I'd intended buying my ticket here, to take me down the line: Network West Midlands' Daytripper, their equivalent of a travel card.  But Rugeley Town didn't have a ticket office.  I found a machine, but that could only sell end-to-end tickets, not day rangers.  Grumbling to myself, I bought a single to the next stop, Hednesford, and hoped that it would at least get checked to justify the money.  It didn't.


There was a significant gap between the two stations, and I looked out of the train window at snow dusted countryside.  It was thick and rough.  I was passing through Cannock Chase, an area I'd heard of but didn't know anything about.  There were heavy copses and sudden, steep hills, then we were behind a huge Tesco and pulling in at Hednesford station.


Beeching (spit) closed the passenger line between Walsall and Rugeley in 1965.  The stations were demolished and the towns were left without a service.  The power station, however, meant that the line was still needed for freight, meaning that all the small towns along the route got to watch trains go by without getting to use them.  The Chase Line was finally reopened between Walsall and Hednesford in 1989, with extensions to Rugeley Town in 1997 and Rugeley Trent Valley in 1998, but what a waste of time and money there was in the meantime.  Twenty four years of economic advantage thrown away and then, years later, a load of money having to be spent restoring facilities that had previously been needlessly demolished.


I passed on the delights of the Station Cafe, whose laser printed sign showed pictures of its offerings (QUICHE CHIPS AND SALAD, CURRY RICE AND CHIPS and, most tempting of all, BEEF DINNER) and instead wandered onto the main street.  It was smaller and quieter than Rugeley, more like a suburban parade, but it came with one strange and mystifying bonus: it smelt of Golden Virginia tobacco.  I thought at first there must've been a passer by smoking it, but as I walked down the street, it got stronger, hanging in the air.  Strange, but at the same time, comforting.  My granddad gave up smoking in the 80s, but before that, he smoked Golden Virginia, pulling the brown fibres out of a tin.  It's an incredibly evocative smell - the smell of childhood, of his big old house with the fireplace and the stout table, the smell of comfort.  He died a couple of years ago but it's still completely him.

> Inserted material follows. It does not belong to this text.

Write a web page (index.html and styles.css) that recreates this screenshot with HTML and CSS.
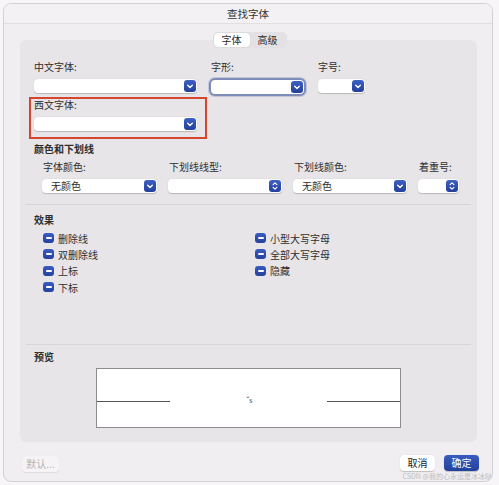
FILE: index.html
```html
<!DOCTYPE html>
<html lang="zh">
<head>
<meta charset="utf-8">
<link rel="stylesheet" href="styles.css">
</head>
<body>
<div class="window">
  <div class="titlebar">查找字体</div>
  <div class="tabs">
    <div class="seg">
      <span class="tab active">字体</span>
      <span class="tab">高级</span>
    </div>
  </div>
  <div class="group">
    <div class="row1">
      <div class="field f-cn">
        <div class="lbl">中文字体:</div>
        <div class="popup"><span class="btn"><svg viewBox="0 0 11 12"><path d="M3.2 5.2 L5.5 7.4 L7.8 5.2" fill="none" stroke="#fff" stroke-width="1.4" stroke-linecap="round" stroke-linejoin="round"/></svg></span></div>
      </div>
      <div class="field f-style">
        <div class="lbl">字形:</div>
        <div class="popup focus"><span class="btn"><svg viewBox="0 0 11 12"><path d="M3.2 5.2 L5.5 7.4 L7.8 5.2" fill="none" stroke="#fff" stroke-width="1.4" stroke-linecap="round" stroke-linejoin="round"/></svg></span></div>
      </div>
      <div class="field f-size">
        <div class="lbl">字号:</div>
        <div class="popup"><span class="btn"><svg viewBox="0 0 11 12"><path d="M3.2 5.2 L5.5 7.4 L7.8 5.2" fill="none" stroke="#fff" stroke-width="1.4" stroke-linecap="round" stroke-linejoin="round"/></svg></span></div>
      </div>
    </div>
    <div class="redbox">
      <div class="lbl">西文字体:</div>
      <div class="popup"><span class="btn"><svg viewBox="0 0 11 12"><path d="M3.2 5.2 L5.5 7.4 L7.8 5.2" fill="none" stroke="#fff" stroke-width="1.4" stroke-linecap="round" stroke-linejoin="round"/></svg></span></div>
    </div>

    <div class="heading h-color">颜色和下划线</div>
    <div class="row2">
      <div class="lbl">字体颜色:</div>
      <div class="lbl">下划线线型:</div>
      <div class="lbl">下划线颜色:</div>
      <div class="lbl">着重号:</div>
      <div class="popup"><span class="val">无颜色</span><span class="btn"><svg viewBox="0 0 11 12"><path d="M3.2 5.2 L5.5 7.4 L7.8 5.2" fill="none" stroke="#fff" stroke-width="1.4" stroke-linecap="round" stroke-linejoin="round"/></svg></span></div>
      <div class="popup"><span class="btn"><svg viewBox="0 0 11 12"><path d="M3.6 4.6 L5.5 2.9 L7.4 4.6 M3.6 7.4 L5.5 9.1 L7.4 7.4" fill="none" stroke="#fff" stroke-width="1.2" stroke-linecap="round" stroke-linejoin="round"/></svg></span></div>
      <div class="popup"><span class="val">无颜色</span><span class="btn"><svg viewBox="0 0 11 12"><path d="M3.2 5.2 L5.5 7.4 L7.8 5.2" fill="none" stroke="#fff" stroke-width="1.4" stroke-linecap="round" stroke-linejoin="round"/></svg></span></div>
      <div class="popup"><span class="btn"><svg viewBox="0 0 11 12"><path d="M3.6 4.6 L5.5 2.9 L7.4 4.6 M3.6 7.4 L5.5 9.1 L7.4 7.4" fill="none" stroke="#fff" stroke-width="1.2" stroke-linecap="round" stroke-linejoin="round"/></svg></span></div>
    </div>

    <div class="divider d1"></div>

    <div class="heading h-effect">效果</div>
    <div class="effects">
      <div class="col">
        <div class="check"><span class="box"></span>删除线</div>
        <div class="check"><span class="box"></span>双删除线</div>
        <div class="check"><span class="box"></span>上标</div>
        <div class="check"><span class="box"></span>下标</div>
      </div>
      <div class="col col-r">
        <div class="check"><span class="box"></span>小型大写字母</div>
        <div class="check"><span class="box"></span>全部大写字母</div>
        <div class="check"><span class="box"></span>隐藏</div>
      </div>
    </div>

    <div class="divider d2"></div>

    <div class="heading h-preview">预览</div>
    <div class="preview">
      <span class="line"></span>
      <span class="sample">ˇs</span>
      <span class="line"></span>
    </div>
  </div>

  <div class="footer">
    <span class="button disabled">默认...</span>
    <span class="spacer"></span>
    <span class="button">取消</span>
    <span class="button primary">确定</span>
  </div>
  <div class="watermark">CSDN @我的心永远是冰冰哒</div>
</div>
</body>
</html>
```
FILE: styles.css
```css
* { box-sizing: border-box; }
html, body { margin: 0; padding: 0; }
body {
  background: #f7f5f7;
  font-family: "Noto Sans CJK SC", "Noto Sans", sans-serif;
  color: #2e2e2e;
  font-size: 10px;
  width: 499px;
  height: 485px;
  overflow: hidden;
}
.window {
  position: relative;
  margin: 3px 0 0 3px;
  width: 490px;
  height: 479px;
  background: #f0eef0;
  border: 1px solid #d3d1d4;
  border-radius: 8px;
  overflow: hidden;
}
.titlebar {
  height: 20px;
  line-height: 19px;
  text-align: center;
  font-size: 10.5px;
  color: #333;
  background: #f4f1f4;
  border-bottom: 1px solid #e2dfe2;
}
.tabs {
  display: flex;
  justify-content: center;
  margin-top: 8px;
  margin-bottom: -8px;
  position: relative;
  z-index: 1;
  padding-right: 6px;
}
.seg {
  display: flex;
  height: 16px;
  background: #e3e1e4;
  border-radius: 5px;
  padding: 1px;
  margin-left: 9px;
}
.tab {
  display: block;
  width: 36px;
  line-height: 14px;
  text-align: center;
  font-size: 10px;
  color: #2b2b2b;
  border-radius: 4px;
}
.tab.active {
  background: #fff;
  box-shadow: 0 0 1px rgba(0,0,0,0.25);
}
.group {
  margin-left: 16px;
  width: 457px;
  height: 402px;
  background: #e7e5e8;
  border-radius: 6px;
  padding: 21px 14px 0;
}
.field { flex: none; }
.lbl, .heading {
  line-height: 12px;
  height: 12px;
  font-size: 10px;
  white-space: nowrap;
}
.heading { font-weight: bold; }
.popup {
  position: relative;
  height: 14px;
  margin-top: 6px;
  background: #fff;
  border-radius: 4px;
  box-shadow: 0 0.5px 1px rgba(0,0,0,0.2);
  display: flex;
  align-items: center;
  min-width: 0;
}
.popup .val {
  padding-left: 9px;
  font-size: 10px;
  line-height: 14px;
  flex: 1;
}
.popup .btn {
  position: absolute;
  right: 1px;
  top: 1px;
  width: 12px;
  height: 12px;
  border-radius: 3px;
  background: linear-gradient(#3d60c4, #23409b);
  display: block;
}
.popup .btn svg { display: block; width: 12px; height: 12px; }
.popup.focus {
  box-shadow: 0 0 0 2px #7d8cb8, 0 0 0 3px rgba(125,140,184,0.35);
}
.row1 { display: flex; }
.f-cn { width: 163px; }
.f-style { width: 93px; margin-left: 14px; }
.f-style .popup { margin-top: 7px; }
.f-size { width: 47px; margin-left: 14px; }
.redbox {
  margin-top: 3px;
  margin-left: -5px;
  width: 178px;
  height: 42px;
  border: 2px solid #d8452f;
  padding: 0 8px 0 3px;
}
.h-color { margin-top: 4px; }
.row2 {
  display: grid;
  grid-template-columns: 115px 114px 114px 41px;
  column-gap: 11px;
  margin: 6px 0 0 8px;
  width: 417px;
}
.row2 .lbl { padding-left: 1px; }
.divider {
  height: 1px;
  background: #d7d5d8;
  margin-left: -8px;
  margin-right: -8px;
}
.d1 { margin-top: 11px; }
.h-effect { margin-top: 9px; }
.effects { display: flex; margin-top: 4px; height: 64px; }
.col { width: 212px; padding-left: 9px; flex: none; }
.check {
  display: flex;
  align-items: center;
  height: 16.3px;
  font-size: 10px;
  white-space: nowrap;
}
.box {
  position: relative;
  flex: none;
  width: 11px;
  height: 10px;
  border-radius: 3px;
  background: linear-gradient(#3a5cc0, #24419c);
  margin-right: 4px;
  display: block;
}
.box::after {
  content: "";
  position: absolute;
  left: 2.5px;
  top: 4px;
  width: 6px;
  height: 2px;
  background: #fff;
  border-radius: 1px;
}
.d2 { margin-top: 50px; }
.h-preview { margin-top: 6px; }
.preview {
  margin: 5px 0 0 62px;
  width: 305px;
  height: 60px;
  background: #fff;
  border: 1px solid #8d8b8e;
  display: flex;
  align-items: center;
  padding-top: 5px;
}
.preview .line {
  display: block;
  flex: none;
  width: 73px;
  height: 1px;
  background: #555;
  margin-top: 2px;
}
.preview .sample {
  flex: 1;
  text-align: center;
  font-family: "Liberation Serif", serif;
  font-size: 8px;
  color: #444;
  padding-left: 2px;
}
.footer {
  display: flex;
  align-items: center;
  margin-top: 11px;
  padding: 0 13px 0 18px;
}
.spacer { flex: 1; }
.button {
  display: block;
  flex: none;
  height: 16px;
  line-height: 16px;
  padding: 0;
  width: 35px;
  text-align: center;
  font-size: 10px;
  background: #fff;
  border-radius: 4px;
  box-shadow: 0 0.5px 1px rgba(0,0,0,0.2);
  color: #222;
}
.button.disabled {
  width: 37px;
  color: #b4b2b5;
  background: #f5f3f5;
  margin-top: 3px;
  box-shadow: 0 0.5px 1px rgba(0,0,0,0.08);
}
.button.primary {
  margin-left: 9px;
  background: linear-gradient(#3a5cc0, #23419b);
  color: #fff;
}
.watermark {
  position: absolute;
  right: 0;
  bottom: 0;
  font-size: 7px;
  line-height: 9px;
  color: #bdbbbe;
  white-space: nowrap;
}
```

I'd passed through the town before I knew it.  Rather than simply head for the next station, I'd decided on a little detour, and I turned north.  I'd spotted the Museum of Cannock Chase on the map, and I thought that might be an interesting diversion and a way of learning exactly what it was.  I was en-route when I spotted an impressive set of gates and I knew I had to make a detour.


The Hednesford War Memorial is both simple and impressive.  A set of steps rise up the side of the hill, climaxing in a simple post that looks out over the town.  It was beautifully laid out.  I climbed slowly - they were a little icy - my eye always drawn to the memorial at the top.

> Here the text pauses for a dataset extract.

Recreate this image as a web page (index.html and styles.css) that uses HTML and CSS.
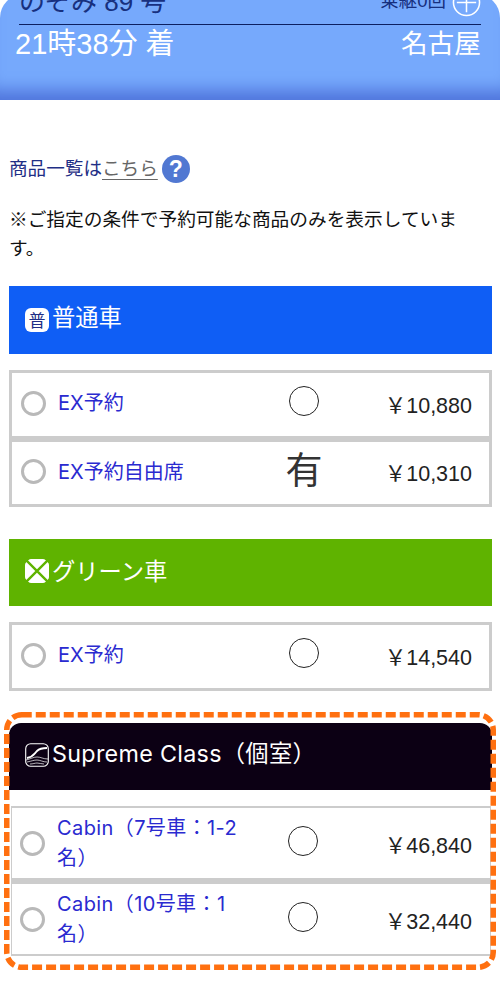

There were, of course, far too many names: First World War, Second, Korea, and even a single casualty marked Northern Ireland.  Thankfully there was nothing more recent, though I have seen names for Afghanistan and Iraq elsewhere in the country.  It was, however, a lovely spot.  The trees had grown around it, so it couldn't really be seen from the town any more, but looking back down the walk I got a great view of the town they'd died to protect.


Back at the base I swerved off the road and into the countryside.  The ground was frosted and crunchy beneath my boots.  It was a track between bare branches, brown and dead.  Silent.  It gave me time to think, which is never a good thing.  When I'm alone with my thoughts is when the dark ones slip in.  I need to be distracted.


I almost fell out of the undergrowth onto the road by the museum.  It was a dinky little building.  As I arrived a party of primary school children filed out, noisy and excited, and crossed to the "Craft Demonstration Building" over the way.  It was built on the site of the Valley Colliery; as an awful Southerner, I'm always surprised there were coal fields this far south.  Mining to me happened in (a) Yorkshire and (b) South Wales, and it's weird to think of polite Staffordshire being torn open to access the black seams.


The story of the area's mining history understandably dominated the museum.  Before the industries came, Cannock Chase was heathland and forests, first as a Royal hunting ground, then owned by monasteries, until the dissolution saw the land handed over to the gentry.  That was when the thick woodland started to be cut down for iron smelting and coal mining, and towns began to grown around the edges to feed it with workers. 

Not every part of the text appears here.